アウディ、フォーミュラEに本格参戦
アウディは、電気自動車による世界初のレースシリーズである「フォーミュラE」への取り組みを、今後さらに強化していくと発表した。
10月9日に香港で開幕戦が予定されている2016/2017年シーズンでは、従来からのパートナーである「チームABTシェフラーAudi Sport」への支援を強化。さらに、次の2017/2018年シーズンからは、ワークスチームとしてフォーミュラEに本格参戦することを計画している。
「自動車の電動化は、自動車産業における主要なトピックのひとつです」と、AUDI AG技術開発担当取締役Dr.シュテファン クニウシュは述べている。
「アウディはこの分野においても、プレミアムカーブランドとして、業界をリードする存在になりたいと考えています。2025年までに、アウディが生産するクルマの4分の1は電気自動車になるでしょう。2018年には、アウディ初の電気自動車となるSUVの発売を予定しています。このような計画を考慮すると、アウディがモータースポーツ活動のプログラムにおいて、電気自動車によるレースシリーズへの参画を強化していくのは、当然の流れといえるでしょう。」
Audi Motorsport(AUDI AGのモータースポーツ部門)の責任者であるDr.ウォフルガンフ ウルリッヒは、次のようにコメントしている。

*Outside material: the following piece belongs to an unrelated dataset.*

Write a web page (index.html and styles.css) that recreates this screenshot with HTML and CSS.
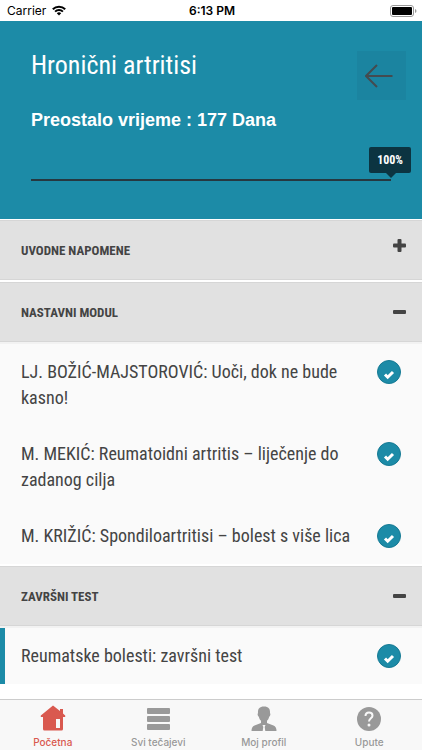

「アウディはこれまでも、モータースポーツを生産モデルに採用する新しい技術の実験、開発の場として活用してきました。quattro駆動システムでは、ラリー界に革命をもたらし、サーキットでも幾度か新たなスタンダードを確立しています。ル・マン24時間レースでは、TFSI(ターボチャージャー付き直噴ガソリン)エンジン、TDI(ターボチャージャー付き直噴ディーゼル)エンジン搭載モデル、さらにはハイブリッドのレースカーで優勝した初の自動車メーカーとなり、その度にモータースポーツの歴史に新たなページを書き加えてきました。今度は電気自動車のレースにおいても、同じことを成し遂げたいと考えています。世界の主要都市の中心地で開催されるフォーミュラEは、そのための格好の舞台であり、チームABTシェフラーAudi Sportは最高のパートナーといえるでしょう。」
Audi Sportの名前は、フォーミュラEが開始された最初の2014/2015年のシーズンからチームABTシェフラーに与えられ、チームへの支援の一環として、アウディのワークスドライバーのひとりであるブラジル人のルーカス ディ グラッシをレースに参戦させてきた。さらにチームには、ドイツ ノイブルクにあるAudi Sportの設備も開放している。
2016/2017年シーズンからは、さらに資金及び技術面でチームへの支援を強化していく予定という。また、2017/2018年シーズンからのワークスチーム本格参戦に向けて、Audi Sportは、技術パートナーであるシェフラーと緊密に協力し、技術開発への参画度合いを徐々に増やしていく方針と話す。
フォーミュラEに対するアウディの取り組みは、ファンの目にもより明確なものになる。即座に見て取れるものとしては、レースマシンのABTシェフラーFE02の両サイド及びリヤウイングに、ブランドロゴ「フォーリングス」が示されるようになること。9月5日 – 7日にかけて、英国のドニントンパーク サーキットで、香港での開幕戦に向けた最終テストが予定されているが、そこではこのレースマシンの新しいカラーリングを確認することができるはずだ。
なお、フォーミュラEの2016/2017年シーズンは、世界の10の大都市で合計12回のレースが開催される予定。2017年の6月10日には、ベルリンでのレースが計画されている。シリーズ最後の2戦は、ニューヨークを舞台に、2017年7月29日及び30日に開催される予定となっている。
チームABTシェフラーAudi Sportのドライバーは、ドイツ人のダニエル アプトとブラジル人のルーカル ディ グラッシで、2人はチームメートとしてフォーミュラE 3シーズン目の戦いに挑むことになる。
ディ グラッシは、初開催された2014/2015年シーズンでドライバーズランキング3位を獲得し、2年目の昨シーズン(2015/2016年)も、わずかの差でチャンピオンタイトルを逃したが、2位という活躍を見せた。